The last battle of Georgia’s water wars is three days away.

Georgia and Florida are set to make their final arguments before the U.S. Supreme Court on Monday on whether Georgia uses too much water from the Apalachicola-Chattahoochee-Flint River Basin before the water hits Florida and the Gulf of Mexico, harming Florida residents and its oyster industry.

Supreme Court justices aren’t expected to rule on the case on Monday, but attorneys for both sides will have an hour to present their final arguments for the court to consider. A substantial amount of the arguments considered by the court are presented on paper through the course of the case, which has lasted years.

Georgia has been doing well in the courts up to now. 

Florida seeks a hard cap on Georgia’s annual water consumption from the river systems — of which the Chattahoochee River and Lake Lanier form a significant part. A special master of the Supreme Court, Maine attorney Ralph Lancaster, was appointed to handle the bulk of the case and determined in February that Florida had failed to prove a consumption cap would help its residents.

Georgia attorneys and its state leaders, meanwhile, are adamant that a consumption cap is certain to cause enormous financial damage to the Peach State. The Chattahoochee River and Lake Lanier provides most of the drinking water to metro Atlanta.

The U.S. Army Corps of Engineers controls the flow of water from Lake Lanier, though permitting of water utilities is controlled by the Georgia Department of Environmental Conservation.

The office of Georgia Attorney General Christopher Carr, which is handling Georgia’s part in the case, isn’t commenting on the case or the oral arguments before Monday, said spokeswoman Katelyn McCreary.

One organization has been closely watching the case but has not become directly involved in the litigation: the Chattahoochee Riverkeeper, a nonprofit environmental conservation group dedicated to preserving the watershed.

Chris Manganiello, its water policy director, told The Times on Thursday that the group hasn’t taken sides in the case but hopes for a sustainable water use plan that meets the needs of Georgia, Florida and Alabama. He said he believes such an agreement is possible but would require changes to how the Army Corps releases water from Lake Lanier.

But Manganiello noted that he believes Lancaster’s work on the issue has been “thorough, thoughtful and soundly reasoned.” 
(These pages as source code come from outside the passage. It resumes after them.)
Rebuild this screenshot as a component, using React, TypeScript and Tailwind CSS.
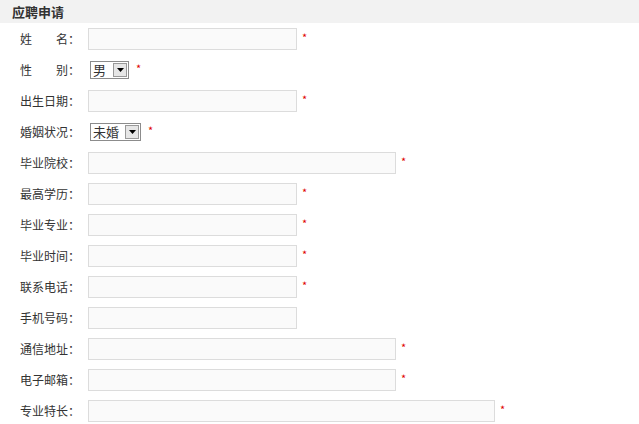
type Field = {
  label: string
  kind: "input" | "select"
  width?: string
  value?: string
  selectWidth?: string
  required: boolean
}

const fields: Field[] = [
  { label: "姓　　名：", kind: "input", width: "w-[209px]", required: true },
  { label: "性　　别：", kind: "select", value: "男", selectWidth: "w-[39px]", required: true },
  { label: "出生日期：", kind: "input", width: "w-[209px]", required: true },
  { label: "婚姻状况：", kind: "select", value: "未婚", selectWidth: "w-[51px]", required: true },
  { label: "毕业院校：", kind: "input", width: "w-[308px]", required: true },
  { label: "最高学历：", kind: "input", width: "w-[209px]", required: true },
  { label: "毕业专业：", kind: "input", width: "w-[209px]", required: true },
  { label: "毕业时间：", kind: "input", width: "w-[209px]", required: true },
  { label: "联系电话：", kind: "input", width: "w-[209px]", required: true },
  { label: "手机号码：", kind: "input", width: "w-[209px]", required: false },
  { label: "通信地址：", kind: "input", width: "w-[308px]", required: true },
  { label: "电子邮箱：", kind: "input", width: "w-[308px]", required: true },
  { label: "专业特长：", kind: "input", width: "w-[407px]", required: true },
]

// old-style select box, drawn by hand so it looks the same everywhere
function FakeSelect({ value, width }: { value: string; width: string }) {
  return (
    <div className={`flex h-[18px] ${width} items-stretch border border-[#8c8c8c] bg-white`}>
      <span className="flex-1 pl-[2px] text-[13px] leading-[16px] text-[#333]">{value}</span>
      <span className="m-[1px] flex w-[14px] items-center justify-center border border-[#999] bg-[#e6e6e6]">
        <svg width="7" height="4" viewBox="0 0 7 4">
          <path d="M0 0h7L3.5 4z" fill="#000" />
        </svg>
      </span>
    </div>
  )
}

export default function App() {
  return (
    <div className="h-[424px] w-[639px] bg-white font-['Noto_Sans_CJK_SC',sans-serif] text-[12px] text-[#333]">
      <div className="h-[23px] bg-[#f2f2f2] pl-3 text-[13px] font-bold leading-[23px] text-[#333]">
        应聘申请
      </div>
      <div className="flex flex-col gap-[9px] pt-[5px]">
        {fields.map((f) => (
          <div key={f.label} className="flex h-[22px] items-center">
            <span className="w-[88px] whitespace-nowrap pl-[20px] leading-[22px]">{f.label}</span>
            {f.kind === "input" ? (
              <input
                type="text"
                className={`h-[22px] ${f.width} border border-[#dcdcdc] bg-[#fafafa] outline-none`}
              />
            ) : (
              <span className="ml-[2px]">
                <FakeSelect value={f.value ?? ""} width={f.selectWidth ?? ""} />
              </span>
            )}
            {f.required && (
              <span
                className={`${f.kind === "input" ? "ml-[5px]" : "ml-[7px]"} self-start pt-[2px] text-[11px] leading-[14px] text-[#e00000]`}
              >
                *
              </span>
            )}
          </div>
        ))}
      </div>
    </div>
  )
}
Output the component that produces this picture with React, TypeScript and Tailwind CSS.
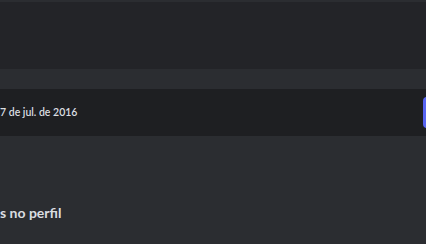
export default function App() {
  return (
    <div className="flex h-[244px] w-[426px] flex-col overflow-hidden bg-[#2b2d31] text-[#dbdee1]" style={{ fontFamily: 'Lato, "Noto Sans", sans-serif' }}>
      <div className="h-[2px] bg-[#2b2d31]" />
      <div className="h-[67px] bg-[#232428]" />
      <div className="h-[20px] bg-[#2b2d31]" />
      <div className="flex h-[47px] items-center justify-between bg-[#1e1f22]">
        <span className="text-[10.5px] font-semibold leading-none">7 de jul. de 2016</span>
        <div className="mr-[-20px] h-[31px] w-[23px] rounded-[4px] bg-[#5865f2]" />
      </div>
      <div className="flex flex-1 flex-col pt-[70px]">
        <span className="text-[14px] font-bold leading-none text-[#dbdee1]">s no perfil</span>
      </div>
    </div>
  );
}
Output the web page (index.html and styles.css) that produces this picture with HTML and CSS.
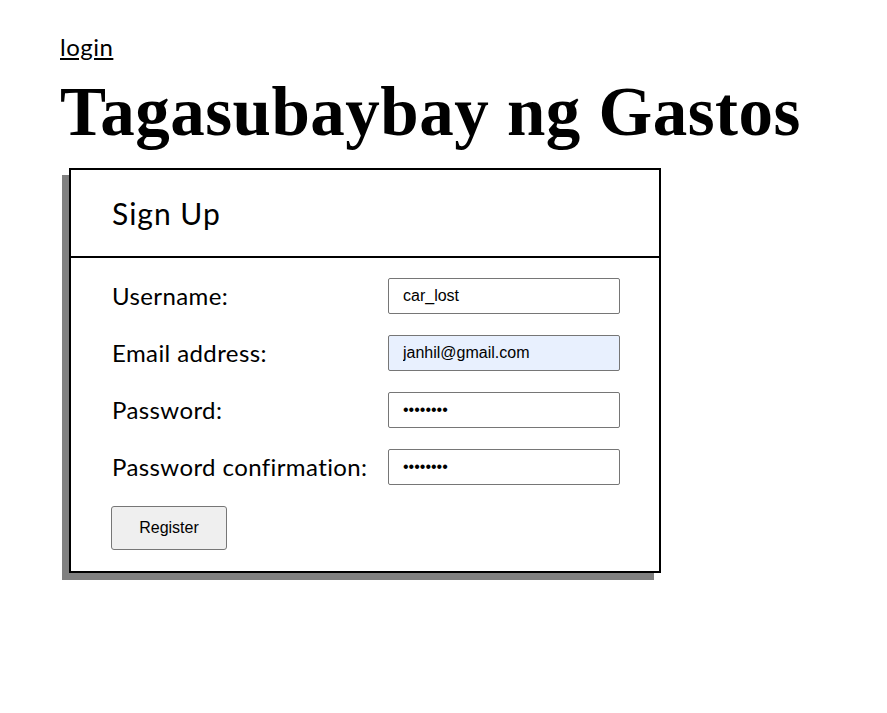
FILE: index.html
```html
<!DOCTYPE html>
<html>
<head>
<meta charset="utf-8">
<link rel="stylesheet" href="styles.css">
</head>
<body>
<div class="page">
  <a class="login" href="#">login</a>
  <h1 class="title">Tagasubaybay ng Gastos</h1>
  <div class="card">
    <div class="card-head">Sign Up</div>
    <form class="card-body">
      <label class="lbl" for="u">Username:</label>
      <input class="inp" id="u" type="text" value="car_lost">
      <label class="lbl" for="e">Email address:</label>
      <input class="inp autofill" id="e" type="text" value="janhil@gmail.com">
      <label class="lbl" for="p1">Password:</label>
      <input class="inp" id="p1" type="password" value="password">
      <label class="lbl" for="p2">Password confirmation:</label>
      <input class="inp" id="p2" type="password" value="password">
      <div class="actions"><button class="btn" type="button">Register</button></div>
    </form>
  </div>
</div>
</body>
</html>
```
FILE: styles.css
```css
html, body {
  margin: 0;
  padding: 0;
  background: #fff;
  color: #000;
}
.page {
  padding: 33px 0 120px 60px;
  font-family: "Lato", "Noto Sans", sans-serif;
}
.login {
  display: inline-block;
  font-size: 24px;
  line-height: 28px;
  letter-spacing: 0.5px;
  color: #000;
  text-decoration: underline;
}
.title {
  margin: 14px 0 19px 0;
  font-family: "Liberation Serif", serif;
  font-weight: 700;
  font-size: 69px;
  line-height: 74px;
  letter-spacing: 0.5px;
}
.card {
  margin-left: 9px;
  width: 588px;
  border: 2px solid #000;
  box-shadow: -7px 7px 0 #808080;
  background: #fff;
}
.card-head {
  height: 86px;
  display: flex;
  align-items: center;
  padding-left: 41px;
  font-size: 30px;
  letter-spacing: 1px;
  border-bottom: 2px solid #000;
}
.card-body {
  display: grid;
  grid-template-columns: 276px 232px;
  row-gap: 21px;
  padding: 20px 0 21px 41px;
  align-items: center;
}
.lbl {
  font-size: 24px;
  letter-spacing: 0.4px;
  position: relative;
  top: -1px;
}
.inp {
  box-sizing: border-box;
  width: 232px;
  height: 36px;
  border: 1px solid #767676;
  border-radius: 2px;
  padding: 0 14px;
  font-family: "Liberation Sans", Arial, sans-serif;
  font-size: 16px;
  color: #000;
  background: #fff;
}
.inp.autofill {
  background: #e8f0fe;
}
.actions {
  grid-column: 1 / 3;
  margin-left: -1px;
}
.btn {
  width: 116px;
  height: 44px;
  background: #efefef;
  border: 1px solid #767676;
  border-radius: 3px;
  font-family: "Liberation Sans", Arial, sans-serif;
  font-size: 16px;
  color: #000;
}
```
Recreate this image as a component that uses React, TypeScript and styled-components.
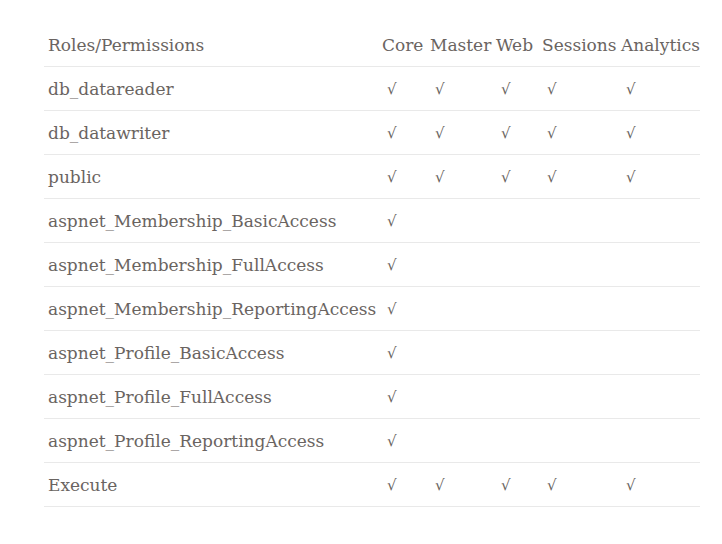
import React from "react";
import styled, { createGlobalStyle } from "styled-components";

const Global = createGlobalStyle`
  html, body { margin: 0; padding: 0; background: #ffffff; }
  body { font-family: "DejaVu Serif", "Liberation Serif", serif; }
`;

const Wrapper = styled.div`
  padding: 23px 22px 0 44px;
`;

const Table = styled.table`
  width: 656px;
  border-collapse: collapse;
  table-layout: fixed;
  color: #6a6461;
  font-size: 17px;

  th, td {
    box-sizing: border-box;
  }
`;

const HeadCell = styled.th<{ $w: number }>`
  width: ${(p) => p.$w}px;
  height: 43px;
  padding: 2px 0 0 4px;
  text-align: left;
  font-weight: normal;
  white-space: nowrap;
  border-bottom: 1px solid #e9e9e9;
`;

const Row = styled.tr``;

const NameCell = styled.td`
  height: 44px;
  padding: 2px 0 0 4px;
  white-space: nowrap;
  border-bottom: 1px solid #e9e9e9;
`;

const CheckCell = styled.td`
  padding: 2px 0 0 9px;
  font-family: "DejaVu Sans", sans-serif;
  font-size: 15px;
  border-bottom: 1px solid #e9e9e9;
`;

const cols: [string, number][] = [
  ["Roles/Permissions", 334],
  ["Core", 48],
  ["Master", 66],
  ["Web", 46],
  ["Sessions", 79],
  ["Analytics", 83],
];

const all = [true, true, true, true, true];
const coreOnly = [true, false, false, false, false];

const rows: [string, boolean[]][] = [
  ["db_datareader", all],
  ["db_datawriter", all],
  ["public", all],
  ["aspnet_Membership_BasicAccess", coreOnly],
  ["aspnet_Membership_FullAccess", coreOnly],
  ["aspnet_Membership_ReportingAccess", coreOnly],
  ["aspnet_Profile_BasicAccess", coreOnly],
  ["aspnet_Profile_FullAccess", coreOnly],
  ["aspnet_Profile_ReportingAccess", coreOnly],
  ["Execute", all],
];

export default function App() {
  return (
    <Wrapper>
      <Global />
      <Table>
        <thead>
          <tr>
            {cols.map(([label, w]) => (
              <HeadCell key={label} $w={w}>
                {label}
              </HeadCell>
            ))}
          </tr>
        </thead>
        <tbody>
          {rows.map(([name, perms]) => (
            <Row key={name}>
              <NameCell>{name}</NameCell>
              {perms.map((p, i) => (
                <CheckCell key={i}>{p ? "√" : ""}</CheckCell>
              ))}
            </Row>
          ))}
        </tbody>
      </Table>
    </Wrapper>
  );
}
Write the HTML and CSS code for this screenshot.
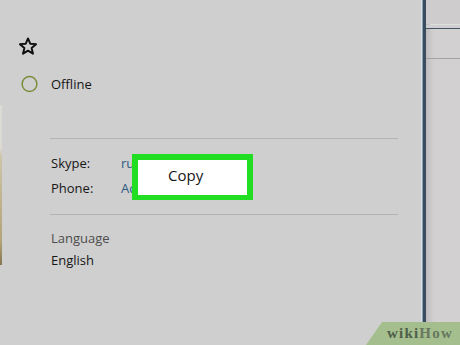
FILE: index.html
```html
<!DOCTYPE html>
<html lang="en">
<head>
<meta charset="utf-8">
<title>Contact profile</title>
<link rel="stylesheet" href="styles.css">
</head>
<body>
<div class="screen">
  <div class="edge"><div class="edge-photo"></div></div>
  <main class="panel">
    <div class="fav">
      <svg class="star" width="18" height="17" viewBox="0 0 18 17">
        <polygon points="9,0.4 11.23,5.73 17.08,6.17 12.61,9.97 14,15.68 9,12.6 4,15.68 5.39,9.97 0.92,6.17 6.77,5.73" />
      </svg>
    </div>
    <div class="status">
      <span class="status-icon">
        <svg width="18" height="18" viewBox="0 0 18 18"><circle cx="9.5" cy="9" r="7.4" /></svg>
      </span>
      <span>Offline</span>
    </div>
    <hr class="divider">
    <dl class="details">
      <div class="row"><dt>Skype:</dt><dd class="link">ru</dd></div>
      <div class="row"><dt>Phone:</dt><dd class="link">Ac</dd></div>
    </dl>
    <hr class="divider divider-2">
    <div class="lang">
      <div class="lang-label">Language</div>
      <div class="lang-value">English</div>
    </div>
  </main>
  <div class="splitter"></div>
  <aside class="side">
    <div class="side-top"></div>
    <div class="side-hi"></div>
    <div class="side-band"></div>
    <div class="side-dark"></div>
    <div class="side-row"></div>
    <div class="side-grey"></div>
  </aside>
  <div class="menu">Copy</div>
  <div class="wm">wiki<span class="wm-how">How</span></div>
</div>
</body>
</html>
```

FILE: styles.css
```css
html, body {
  margin: 0;
  padding: 0;
}
body {
  background: #cfcfcf;
  font-family: "Open Sans", "Noto Sans", sans-serif;
  color: #161616;
  font-size: 13px;
}
.screen {
  position: relative;
  display: flex;
  width: 460px;
  height: 345px;
  overflow: hidden;
}
.edge {
  width: 3px;
  flex: none;
  padding-top: 105px;
  box-sizing: border-box;
}
.edge-photo {
  width: 2px;
  height: 160px;
  background: linear-gradient(#dcdad5 0 27%, #cdc4aa 32%, #c2b692 55%, #b3a478 85%, #857650 100%);
}
.panel {
  width: 418px;
  flex: none;
  box-sizing: border-box;
  padding: 38px 23px 0 17px;
}
.fav {
  height: 16px;
}
.star {
  display: block;
  overflow: visible;
  margin-left: -1px;
}
.star polygon {
  fill: none;
  stroke: #0e0e0e;
  stroke-width: 1.9;
  stroke-linejoin: round;
}
.status {
  display: flex;
  align-items: center;
  height: 20px;
  line-height: 20px;
  margin-top: 20px;
}
.status-icon {
  width: 31px;
  flex: none;
  display: flex;
}
.status-icon svg {
  display: block;
}
.status-icon circle {
  fill: none;
  stroke: #7c8e3e;
  stroke-width: 1.5;
}
.divider {
  border: 0;
  height: 1px;
  background: #b3b3b3;
  margin: 44px 0 0 30px;
}
.divider-2 {
  margin-top: 13px;
}
.details {
  margin: 12px 0 0 31px;
}
.row {
  display: flex;
  line-height: 25px;
}
.row dt {
  width: 70px;
  flex: none;
}
.row dd {
  margin: 0;
}
.link {
  color: #2c5a82;
}
.lang {
  margin: 12px 0 0 31px;
  line-height: 22px;
}
.lang-label {
  color: #4d4d4d;
}
.splitter {
  width: 5px;
  flex: none;
  background: linear-gradient(to right, #d4e2ec 0 1px, #8fa2b2 1px 2px, #3a4c5f 2px 5px);
}
.side {
  flex: 1;
  background: #d2d0d0;
  box-shadow: inset 6px 0 6px -3px rgba(0, 0, 0, 0.12);
}
.side-top {
  height: 24px;
  background: #cecccc;
}
.side-hi {
  height: 1px;
  margin-left: 4px;
  background: #dedede;
}
.side-band {
  height: 3px;
  background: #d0cece;
}
.side-dark {
  height: 1px;
  background: #435467;
}
.side-row {
  height: 29px;
}
.side-grey {
  height: 1px;
  background: #a3a3a3;
}
.menu {
  position: absolute;
  left: 132px;
  top: 154px;
  width: 121px;
  height: 46px;
  box-sizing: border-box;
  border: 6px solid #22de22;
  border-bottom-width: 5px;
  background: #ffffff;
  padding: 0 0 0 30px;
  font-size: 15px;
  line-height: 30px;
  color: #161616;
}
.wm {
  position: absolute;
  right: 0;
  bottom: 0;
  width: 94px;
  height: 23px;
  box-sizing: border-box;
  padding-left: 21px;
  background: #a4bf8d;
  clip-path: polygon(16px 0, 100% 0, 100% 100%, 0 100%);
  font-family: "Liberation Serif", serif;
  font-weight: bold;
  font-size: 15px;
  letter-spacing: 1.2px;
  line-height: 23px;
  color: #4f5e4b;
}
.wm-how {
  color: #68775f;
}
```
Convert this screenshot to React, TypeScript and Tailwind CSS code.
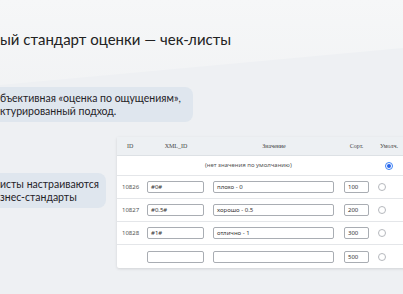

The Riverkeeper’s lead counsel, Kevin Jeselnik, said on Thursday that he believed Lancaster did an outstanding job and that Florida’s argument was a “difficult case that would be tough to win under almost any circumstance.”

Lancaster recommended denying Florida’s requests for relief — the cap on Georgia’s water consumption.

At the same time, Manganiello noted that Lancaster believed Florida had shown that it was suffering harm from the amount of water flowing into its state, it just hadn’t shown that Georgia is to blame or that capping consumption would solve the problem.

He said that means that even if the court rules in Georgia’s favor, it shouldn’t be counted as a “win” for the state. In coming months and years, Georgia will need to take steps to continue conserving metropolitan water use and extend conservation to its farmers.

“In the first half of 2017, the state of Georgia did start to take a very hard look at their agricultural water management,” Manganiello said, noting that the state needs to require metered water use for agriculture.

Ultimately, the water policy director said a permanent resolution won’t be possible without bringing the Army Corps into the settlement.

“To reach a remedy without the Army Corps of Engineers just seems like it was implausible,” he said. “... Instead of sitting on the sidelines, they have to be part of the solution.”

He noted the conclusions reached by the Apalachicola-Chattahoochee-Flint Stakeholders group, a working group similar to the Lake Lanier Stakeholders but looking at the larger watershed, came to a similar conclusion in a 2015 report on water use.

“The water that we think Florida needs, that Georgia needs, that Alabama needs — we think it’s there,” Manganiello said. “It’s just a question of managing the system appropriately, That requires the Army Corps of Engineers to go along with a sustainable water management plan.”